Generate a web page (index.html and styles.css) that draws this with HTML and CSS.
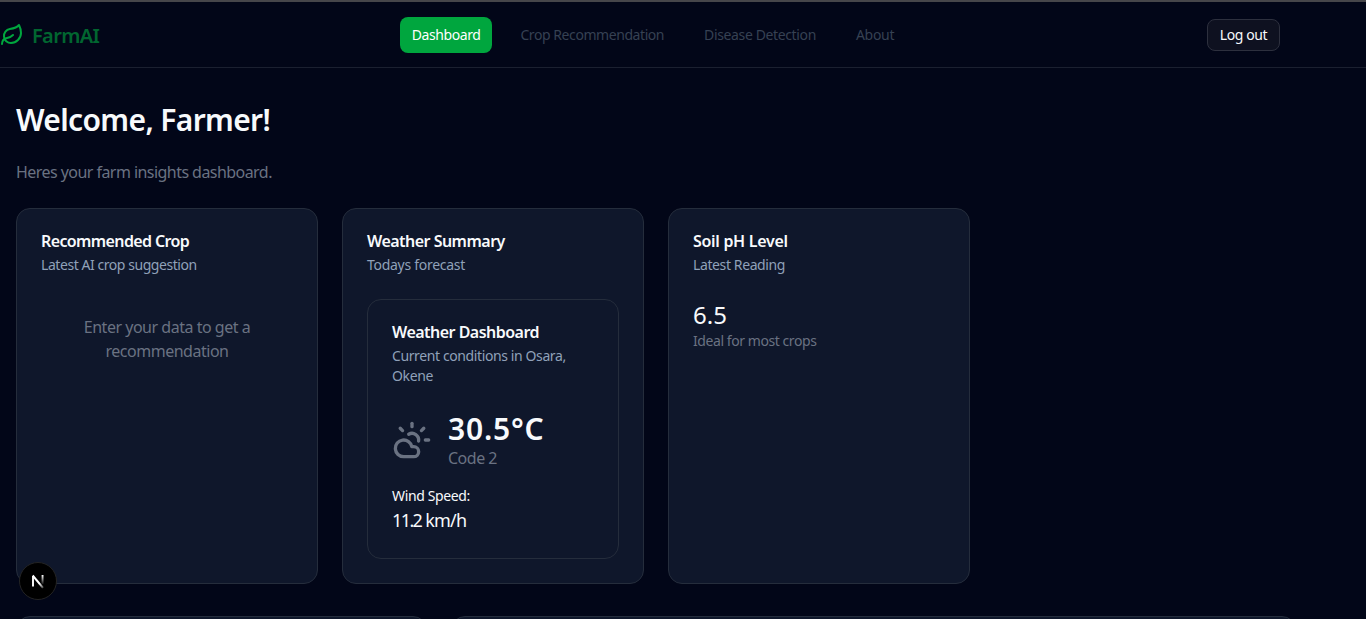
FILE: index.html
```html
<!DOCTYPE html>
<html lang="en">
<head>
<meta charset="utf-8">
<title>FarmAI</title>
<link rel="stylesheet" href="styles.css">
</head>
<body>
<header class="header">
  <div class="header-inner">
    <a class="brand">
      <svg class="leaf" viewBox="0 0 24 24"><path d="M11 20A7 7 0 0 1 9.800 6.100C15.500 5 17 4.480 19 2c1 2 2 4.180 2 8 0 5.500-4.780 10-10 10Z"/><path d="M2 21c0-3 1.850-5.360 5.080-6C9.500 14.520 12 13 13 12"/></svg>
      <span class="brand-name">FarmAI</span>
    </a>
    <nav class="nav">
      <a class="nav-link nav-active">Dashboard</a>
      <a class="nav-link">Crop Recommendation</a>
      <a class="nav-link nav-disease">Disease Detection</a>
      <a class="nav-link nav-about">About</a>
    </nav>
    <button class="logout">Log out</button>
  </div>
</header>
<main class="main">
  <h1 class="welcome">Welcome, Farmer!</h1>
  <p class="intro">Heres your farm insights dashboard.</p>
  <section class="grid grid-top">
    <article class="card">
      <h2 class="card-title title-crop">Recommended Crop</h2>
      <p class="card-desc desc-crop">Latest AI crop suggestion</p>
      <p class="empty">Enter your data to get a recommendation</p>
    </article>
    <article class="card">
      <h2 class="card-title">Weather Summary</h2>
      <p class="card-desc desc-today">Todays forecast</p>
      <div class="card card-inner">
        <h2 class="card-title">Weather Dashboard</h2>
        <p class="card-desc">Current conditions in Osara, Okene</p>
        <div class="weather">
          <svg class="cloud" viewBox="0 0 24 24"><path d="M12 2v2"/><path d="m4.930 4.930 1.410 1.410"/><path d="M20 12h2"/><path d="m19.070 4.930-1.410 1.410"/><path d="M15.947 12.650a4 4 0 0 0-5.925-4.128"/><path d="M13 22H7a5 5 0 1 1 4.900-6H13a3 3 0 0 1 0 6Z"/></svg>
          <div>
            <div class="temp">30.5°C</div>
            <div class="code">Code 2</div>
          </div>
        </div>
        <div class="wind-label">Wind Speed:</div>
        <div class="wind-value"><span class="wind-number">11.2</span> km/h</div>
      </div>
    </article>
    <article class="card">
      <h2 class="card-title title-soil">Soil pH Level</h2>
      <p class="card-desc">Latest Reading</p>
      <div class="ph">6.5</div>
      <p class="ph-note">Ideal for most crops</p>
    </article>
  </section>
  <section class="grid grid-bottom">
    <article class="card"></article>
    <article class="card wide"></article>
  </section>
</main>
<div class="dev-badge">
  <svg viewBox="0 0 36 36"><defs><linearGradient id="fade" x1="0" y1="0" x2="0" y2="1"><stop offset="0" stop-color="#fff"/><stop offset="1" stop-color="#fff" stop-opacity="0.1"/></linearGradient><linearGradient id="tail" gradientUnits="userSpaceOnUse" x1="18" y1="18" x2="24" y2="25"><stop offset="0.300" stop-color="#fff"/><stop offset="1" stop-color="#fff" stop-opacity="0.2"/></linearGradient></defs><path d="M13 23.500V13" fill="none" stroke="#fff" stroke-width="1.900"/><path d="M12.700 12.500L23 24.800" fill="none" stroke="url(#tail)" stroke-width="2"/><rect x="21.600" y="12" width="1.900" height="9" fill="url(#fade)"/></svg>
</div>
</body>
</html>
```
FILE: styles.css
```css
* { box-sizing: border-box; margin: 0; padding: 0; }
html { height: 100%; overflow: hidden; }
body {
  height: 619px;
  overflow: hidden;
  border-top: 2px solid #46464a;
  background: #020618;
  color: #f8fafc;
  font-family: "Noto Sans", sans-serif;
  font-size: 16px;
  line-height: 24px;
}
.header { height: 66px; border-bottom: 1px solid #1b2030; }
.header-inner {
  display: flex;
  align-items: center;
  justify-content: space-between;
  width: 1280px;
  height: 65px;
}
.brand { display: flex; align-items: center; gap: 8px; width: 99px; }
.leaf { flex: none; width: 24px; height: 24px; fill: none; stroke: #00a63e; stroke-width: 2; stroke-linecap: round; stroke-linejoin: round; }
.brand-name { padding-top: 2px; color: #016630; font-size: 20px; font-weight: 600; line-height: 28px; letter-spacing: -0.65px; white-space: nowrap; }
.nav { display: flex; gap: 16px; }
.nav-link { padding: 8px 12px; border-radius: 8px; color: #364153; font-size: 14px; line-height: 20px; letter-spacing: -0.43px; white-space: nowrap; }
.nav-active { background: #00a63e; color: #fff; }
.nav-disease { letter-spacing: -0.37px; }
.nav-about { letter-spacing: -0.3px; }
.logout {
  width: 73px;
  height: 32px;
  border: 1px solid #2d303e;
  border-radius: 8px;
  background: #0e1120;
  color: #f8fafc;
  font: 14px/20px "Noto Sans", sans-serif;
  letter-spacing: -0.4px;
  white-space: nowrap;
}
.main { width: 1312px; height: 551px; overflow: hidden; padding: 32px 16px 0; }
.welcome { height: 40px; font-size: 30px; font-weight: 600; line-height: 40px; letter-spacing: -0.65px; white-space: nowrap; }
.intro { margin: 20px 0 24px; color: #6a7282; letter-spacing: -0.55px; white-space: nowrap; }
.grid { display: grid; gap: 24px; }
.grid-top { grid-template-columns: repeat(4, 1fr); }
.grid-bottom { grid-template-columns: repeat(3, 1fr); margin-top: 32px; }
.grid-bottom .card { height: 300px; }
.wide { grid-column: span 2; }
.card { padding: 24px; border: 1px solid #252d3c; border-radius: 14px; background: #0f172b; }
.card-title { font-size: 16px; font-weight: 600; line-height: 16px; letter-spacing: -0.52px; white-space: nowrap; }
.title-crop { letter-spacing: -0.62px; }
.title-soil { letter-spacing: -0.3px; }
.card-desc { margin: 6px 0 24px; color: #90a1b9; font-size: 14px; line-height: 20px; letter-spacing: -0.39px; }
.desc-crop { letter-spacing: -0.44px; }
.desc-today { letter-spacing: -0.28px; }
.empty { padding: 16px; color: #6a7282; letter-spacing: -0.48px; text-align: center; }
.weather { display: flex; align-items: center; gap: 16px; margin-bottom: 16px; }
.cloud { width: 40px; height: 40px; fill: none; stroke: #6a7282; stroke-width: 2; stroke-linecap: round; stroke-linejoin: round; }
.temp { height: 36px; padding-top: 1px; font-size: 30px; font-weight: 600; line-height: 36px; letter-spacing: 0.8px; }
.code { color: #6a7282; letter-spacing: -0.5px; }
.wind-label { font-size: 14px; line-height: 20px; letter-spacing: -0.37px; }
.wind-value { font-size: 18px; line-height: 28px; letter-spacing: -0.8px; }
.wind-number { letter-spacing: -1.6px; }
.ph { font-size: 24px; line-height: 32px; }
.ph-note { color: #6a7282; font-size: 14px; line-height: 20px; letter-spacing: -0.43px; }
.dev-badge {
  position: fixed;
  left: 19px;
  bottom: 19px;
  width: 38px;
  height: 38px;
  border: 1px solid #242424;
  border-radius: 50%;
  background: #000;
}
.dev-badge svg { display: block; width: 36px; height: 36px; }
```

────

## Exercise aim:
Quote everything in the listing above exactly; pictures are the only thing to omit.

## Result:
Generate a web page (index.html and styles.css) that draws this with HTML and CSS.
FILE: index.html
```html
<!DOCTYPE html>
<html lang="en">
<head>
<meta charset="utf-8">
<title>FarmAI</title>
<link rel="stylesheet" href="styles.css">
</head>
<body>
<header class="header">
  <div class="header-inner">
    <a class="brand">
      <svg class="leaf" viewBox="0 0 24 24"><path d="M11 20A7 7 0 0 1 9.800 6.100C15.500 5 17 4.480 19 2c1 2 2 4.180 2 8 0 5.500-4.780 10-10 10Z"/><path d="M2 21c0-3 1.850-5.360 5.080-6C9.500 14.520 12 13 13 12"/></svg>
      <span class="brand-name">FarmAI</span>
    </a>
    <nav class="nav">
      <a class="nav-link nav-active">Dashboard</a>
      <a class="nav-link">Crop Recommendation</a>
      <a class="nav-link nav-disease">Disease Detection</a>
      <a class="nav-link nav-about">About</a>
    </nav>
    <button class="logout">Log out</button>
  </div>
</header>
<main class="main">
  <h1 class="welcome">Welcome, Farmer!</h1>
  <p class="intro">Heres your farm insights dashboard.</p>
  <section class="grid grid-top">
    <article class="card">
      <h2 class="card-title title-crop">Recommended Crop</h2>
      <p class="card-desc desc-crop">Latest AI crop suggestion</p>
      <p class="empty">Enter your data to get a recommendation</p>
    </article>
    <article class="card">
      <h2 class="card-title">Weather Summary</h2>
      <p class="card-desc desc-today">Todays forecast</p>
      <div class="card card-inner">
        <h2 class="card-title">Weather Dashboard</h2>
        <p class="card-desc">Current conditions in Osara, Okene</p>
        <div class="weather">
          <svg class="cloud" viewBox="0 0 24 24"><path d="M12 2v2"/><path d="m4.930 4.930 1.410 1.410"/><path d="M20 12h2"/><path d="m19.070 4.930-1.410 1.410"/><path d="M15.947 12.650a4 4 0 0 0-5.925-4.128"/><path d="M13 22H7a5 5 0 1 1 4.900-6H13a3 3 0 0 1 0 6Z"/></svg>
          <div>
            <div class="temp">30.5°C</div>
            <div class="code">Code 2</div>
          </div>
        </div>
        <div class="wind-label">Wind Speed:</div>
        <div class="wind-value"><span class="wind-number">11.2</span> km/h</div>
      </div>
    </article>
    <article class="card">
      <h2 class="card-title title-soil">Soil pH Level</h2>
      <p class="card-desc">Latest Reading</p>
      <div class="ph">6.5</div>
      <p class="ph-note">Ideal for most crops</p>
    </article>
  </section>
  <section class="grid grid-bottom">
    <article class="card"></article>
    <article class="card wide"></article>
  </section>
</main>
<div class="dev-badge">
  <svg viewBox="0 0 36 36"><defs><linearGradient id="fade" x1="0" y1="0" x2="0" y2="1"><stop offset="0" stop-color="#fff"/><stop offset="1" stop-color="#fff" stop-opacity="0.1"/></linearGradient><linearGradient id="tail" gradientUnits="userSpaceOnUse" x1="18" y1="18" x2="24" y2="25"><stop offset="0.300" stop-color="#fff"/><stop offset="1" stop-color="#fff" stop-opacity="0.2"/></linearGradient></defs><path d="M13 23.500V13" fill="none" stroke="#fff" stroke-width="1.900"/><path d="M12.700 12.500L23 24.800" fill="none" stroke="url(#tail)" stroke-width="2"/><rect x="21.600" y="12" width="1.900" height="9" fill="url(#fade)"/></svg>
</div>
</body>
</html>
```
FILE: styles.css
```css
* { box-sizing: border-box; margin: 0; padding: 0; }
html { height: 100%; overflow: hidden; }
body {
  height: 619px;
  overflow: hidden;
  border-top: 2px solid #46464a;
  background: #020618;
  color: #f8fafc;
  font-family: "Noto Sans", sans-serif;
  font-size: 16px;
  line-height: 24px;
}
.header { height: 66px; border-bottom: 1px solid #1b2030; }
.header-inner {
  display: flex;
  align-items: center;
  justify-content: space-between;
  width: 1280px;
  height: 65px;
}
.brand { display: flex; align-items: center; gap: 8px; width: 99px; }
.leaf { flex: none; width: 24px; height: 24px; fill: none; stroke: #00a63e; stroke-width: 2; stroke-linecap: round; stroke-linejoin: round; }
.brand-name { padding-top: 2px; color: #016630; font-size: 20px; font-weight: 600; line-height: 28px; letter-spacing: -0.65px; white-space: nowrap; }
.nav { display: flex; gap: 16px; }
.nav-link { padding: 8px 12px; border-radius: 8px; color: #364153; font-size: 14px; line-height: 20px; letter-spacing: -0.43px; white-space: nowrap; }
.nav-active { background: #00a63e; color: #fff; }
.nav-disease { letter-spacing: -0.37px; }
.nav-about { letter-spacing: -0.3px; }
.logout {
  width: 73px;
  height: 32px;
  border: 1px solid #2d303e;
  border-radius: 8px;
  background: #0e1120;
  color: #f8fafc;
  font: 14px/20px "Noto Sans", sans-serif;
  letter-spacing: -0.4px;
  white-space: nowrap;
}
.main { width: 1312px; height: 551px; overflow: hidden; padding: 32px 16px 0; }
.welcome { height: 40px; font-size: 30px; font-weight: 600; line-height: 40px; letter-spacing: -0.65px; white-space: nowrap; }
.intro { margin: 20px 0 24px; color: #6a7282; letter-spacing: -0.55px; white-space: nowrap; }
.grid { display: grid; gap: 24px; }
.grid-top { grid-template-columns: repeat(4, 1fr); }
.grid-bottom { grid-template-columns: repeat(3, 1fr); margin-top: 32px; }
.grid-bottom .card { height: 300px; }
.wide { grid-column: span 2; }
.card { padding: 24px; border: 1px solid #252d3c; border-radius: 14px; background: #0f172b; }
.card-title { font-size: 16px; font-weight: 600; line-height: 16px; letter-spacing: -0.52px; white-space: nowrap; }
.title-crop { letter-spacing: -0.62px; }
.title-soil { letter-spacing: -0.3px; }
.card-desc { margin: 6px 0 24px; color: #90a1b9; font-size: 14px; line-height: 20px; letter-spacing: -0.39px; }
.desc-crop { letter-spacing: -0.44px; }
.desc-today { letter-spacing: -0.28px; }
.empty { padding: 16px; color: #6a7282; letter-spacing: -0.48px; text-align: center; }
.weather { display: flex; align-items: center; gap: 16px; margin-bottom: 16px; }
.cloud { width: 40px; height: 40px; fill: none; stroke: #6a7282; stroke-width: 2; stroke-linecap: round; stroke-linejoin: round; }
.temp { height: 36px; padding-top: 1px; font-size: 30px; font-weight: 600; line-height: 36px; letter-spacing: 0.8px; }
.code { color: #6a7282; letter-spacing: -0.5px; }
.wind-label { font-size: 14px; line-height: 20px; letter-spacing: -0.37px; }
.wind-value { font-size: 18px; line-height: 28px; letter-spacing: -0.8px; }
.wind-number { letter-spacing: -1.6px; }
.ph { font-size: 24px; line-height: 32px; }
.ph-note { color: #6a7282; font-size: 14px; line-height: 20px; letter-spacing: -0.43px; }
.dev-badge {
  position: fixed;
  left: 19px;
  bottom: 19px;
  width: 38px;
  height: 38px;
  border: 1px solid #242424;
  border-radius: 50%;
  background: #000;
}
.dev-badge svg { display: block; width: 36px; height: 36px; }
```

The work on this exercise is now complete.